The second appraisal well, drilled at lower overbalance using a specially designed oil-based mud system, was tested at 498 Mcm/d (17.6 MMscf/d) with low skin factor and no sand production, in line with expectation. In the absence of significant formation damage,
the absolute open-flow potential was increased tenfold compared to the original well test.

The recognition of the true reservoir potential by the new operator and the integrated formation damage mitigation methodology opened up a significant development opportunity that turned an unwanted asset into a commercially viable development, valued at about $500 million in a subsequent acquisition.

Well construction
A further example is from a well construction perspective. An integrated drilling support team was requested to provide pore pressure and drilling optimization support during a 2013 drilling campaign in West Africa. During the drilling campaign, three deepwater wildcat exploration wells were successfully drilled to total depth. There was considerable uncertainty in the possible pore pressure and other issues such as shallow hazards, which could give rise to drilling risks.

With operational support the well was navigated through pressure ramps and the mud weight kept within the correct range for kick prevention and trip margins.

In addition, drilling ROP restrictions were removed from all hole sections following a hole cleaning review. Every section was completed in line with the planned one-bit run strategy through complex geological settings. The benefits in this case were more than
$2.7 million of savings and a collaborative technical environment where the drilling team worked closely with the more specialist disciplines to the benefit of the project.
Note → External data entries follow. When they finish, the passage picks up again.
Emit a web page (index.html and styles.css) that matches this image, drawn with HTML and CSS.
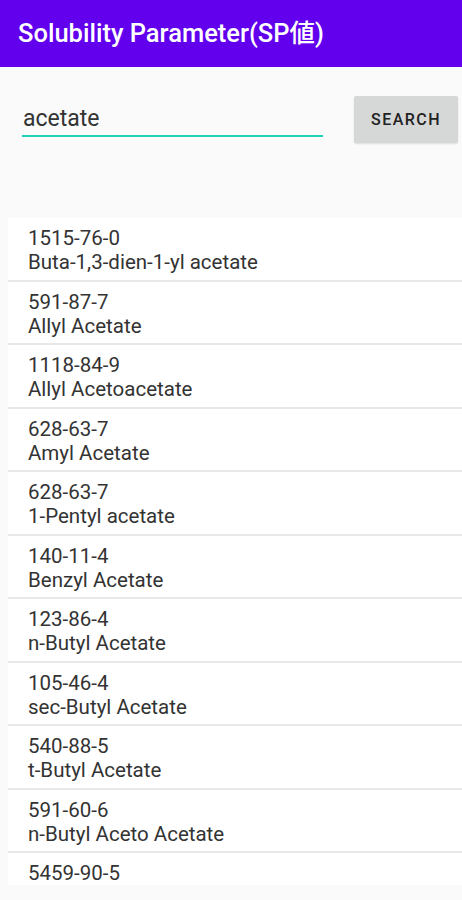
FILE: index.html
```html
<!DOCTYPE html>
<html lang="ja">

<head>
    <meta charset="UTF-8">
    <meta name="viewport" content="width=device-width, initial-scale=1.0">
    <title>Solubility Parameter</title>
    <link rel="stylesheet" href="styles.css">
</head>

<body>
    <header class="app-bar">
        <h1>Solubility Parameter(SP値)</h1>
    </header>

    <div class="search-row">
        <input type="text" class="query" value="acetate">
        <button class="search-btn">SEARCH</button>
    </div>

    <ul class="results">
        <li class="result"><span class="cas">1515-76-0</span><span class="name">Buta-1,3-dien-1-yl acetate</span></li>
        <li class="result"><span class="cas">591-87-7</span><span class="name">Allyl Acetate</span></li>
        <li class="result"><span class="cas">1118-84-9</span><span class="name">Allyl Acetoacetate</span></li>
        <li class="result"><span class="cas">628-63-7</span><span class="name">Amyl Acetate</span></li>
        <li class="result"><span class="cas">628-63-7</span><span class="name">1-Pentyl acetate</span></li>
        <li class="result"><span class="cas">140-11-4</span><span class="name">Benzyl Acetate</span></li>
        <li class="result"><span class="cas">123-86-4</span><span class="name">n-Butyl Acetate</span></li>
        <li class="result"><span class="cas">105-46-4</span><span class="name">sec-Butyl Acetate</span></li>
        <li class="result"><span class="cas">540-88-5</span><span class="name">t-Butyl Acetate</span></li>
        <li class="result"><span class="cas">591-60-6</span><span class="name">n-Butyl Aceto Acetate</span></li>
        <li class="result last"><span class="cas">5459-90-5</span></li>
    </ul>
</body>

</html>
```

FILE: styles.css
```css
* {
    padding: 0;
    margin: 0;
    box-sizing: border-box;
}

body {
    background-color: #fafafa;
    font-family: Roboto, "Noto Sans CJK JP", sans-serif;
    color: #333;
}

.app-bar {
    height: 67px;
    background-color: #6200ee;
    padding-left: 18px;
}

.app-bar h1 {
    font-size: 25.5px;
    font-weight: 500;
    line-height: 67px;
    color: white;
}

.search-row {
    display: flex;
    align-items: flex-start;
    padding: 29px 4px 0 22px;
}

.query {
    width: 301px;
    height: 41px;
    padding: 5px 0 0 1px;
    border: none;
    border-bottom: 2px solid #1fd0bb;
    background: transparent;
    font-family: Roboto, sans-serif;
    font-size: 23px;
    color: #333;
    outline: none;
}

.search-btn {
    margin-left: auto;
    width: 104px;
    height: 47px;
    border: none;
    border-radius: 2px;
    background-color: #d6d7d7;
    box-shadow: 0 1px 2px rgba(0, 0, 0, 0.12);
    font-family: Roboto, sans-serif;
    font-size: 16px;
    font-weight: 500;
    letter-spacing: 0.09em;
    color: #222;
}

.results {
    list-style: none;
    margin: 75px 0 0 8px;
    height: 667px;
    overflow: hidden;
    background-color: white;
}

.result {
    display: flex;
    flex-direction: column;
    height: 63.5px;
    padding: 10px 0 0 20px;
    border-bottom: 2px solid #e8e8e8;
    font-size: 20.5px;
    color: #333;
}

.result.last {
    height: auto;
    border-bottom: none;
}

.cas {
    line-height: 20px;
}

.name {
    line-height: 28px;
}
```
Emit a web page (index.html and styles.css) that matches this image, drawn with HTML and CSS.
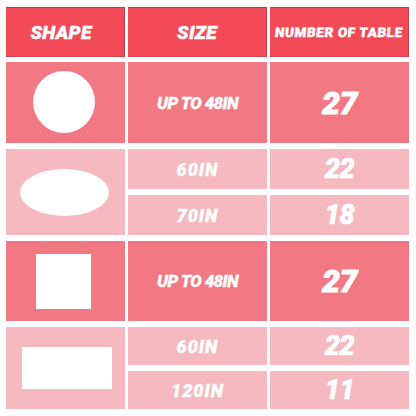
FILE: index.html
```html
<!DOCTYPE html>
<html>
<head>
<meta charset="utf-8">
<link rel="stylesheet" href="styles.css">
</head>
<body>
<div class="page">
  <div class="head">
    <div class="hcell first">SHAPE</div>
    <div class="hcell">SIZE</div>
    <div class="hcell small"><span>NUMBER OF TABLE</span></div>
  </div>
  <div class="table">
    <div class="cell mid shape r1"><div class="circle"></div></div>
    <div class="cell mid size r1">UP TO 48IN</div>
    <div class="cell mid num big r1">27</div>

    <div class="cell light shape r2"><div class="oval"></div></div>
    <div class="cell light size">60IN</div>
    <div class="cell light num">22</div>
    <div class="cell light size">70IN</div>
    <div class="cell light num">18</div>

    <div class="cell mid shape r3"><div class="square"></div></div>
    <div class="cell mid size r3">UP TO 48IN</div>
    <div class="cell mid num big r3">27</div>

    <div class="cell light shape r4"><div class="rect"></div></div>
    <div class="cell light size">60IN</div>
    <div class="cell light num">22</div>
    <div class="cell light size">120IN</div>
    <div class="cell light num">11</div>
  </div>
</div>
</body>
</html>
```
FILE: styles.css
```css
html, body {
  margin: 0;
  padding: 0;
  background: #ffffff;
}
.page {
  padding: 7px 0 0 6px;
  font-family: "Roboto", "DejaVu Sans", sans-serif;
  font-weight: 900;
  font-style: italic;
  color: #ffffff;
}
.head {
  display: grid;
  grid-template-columns: 119px 139px 139px;
  column-gap: 3px;
  height: 50px;
  margin-bottom: 5px;
}
.hcell {
  background: #f34a58;
  border-top: 1px solid #b53a46;
  border-right: 1px solid #c9404d;
  border-bottom: 1px solid #d94452;
  box-sizing: border-box;
  display: flex;
  align-items: center;
  justify-content: center;
  font-size: 19px;
  letter-spacing: 0.3px;
  -webkit-text-stroke: 0.4px #ffffff;
}
.hcell.first {
  padding-right: 8px;
}
.hcell.small {
  font-size: 13.5px;
  font-style: normal;
  letter-spacing: 0.6px;
}
.hcell.small span {
  display: inline-block;
  transform: skewX(-6deg);
}
.table {
  display: grid;
  grid-template-columns: 119px 139px 139px;
  grid-template-rows: 81px 40px 40px 80px 38px 38px;
  column-gap: 3px;
  row-gap: 6px;
}
.cell {
  display: flex;
  align-items: center;
  justify-content: center;
}
.mid { background: #f27983; }
.light { background: #f5b9bf; }
.shape.r2, .shape.r4 { grid-row: span 2; }
.size {
  font-size: 18px;
  letter-spacing: 1px;
  -webkit-text-stroke: 0.3px #ffffff;
}
.size.r1, .size.r3 {
  font-size: 17px;
  letter-spacing: -0.6px;
  word-spacing: 0;
}
.num {
  font-size: 27px;
  letter-spacing: -0.5px;
  -webkit-text-stroke: 0.6px #ffffff;
}
.num.big {
  font-size: 32px;
  -webkit-text-stroke: 0.8px #ffffff;
}
.circle {
  width: 62px;
  height: 62px;
  border-radius: 50%;
  background: #ffffff;
  margin-right: 3px;
  margin-top: -2px;
}
.oval {
  width: 89px;
  height: 47px;
  border-radius: 50%;
  background: #ffffff;
  margin-right: 2px;
}
.square {
  width: 55px;
  height: 55px;
  background: #ffffff;
  margin-right: 4px;
}
.rect {
  width: 90px;
  height: 42px;
  background: #ffffff;
  margin-left: 3px;
}
```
By having a greater understanding of the whole project and the challenges being faced in other specialist areas, a more cohesive solution can be delivered. Working closely together from the early well planning phase allows efficiencies to be realized almost immediately. In addition, using collective knowledge across disciplines affords a greater opportunity for ensuring a timely construction phase, which can allow production to begin earlier with minimal impairment to reservoir productivity.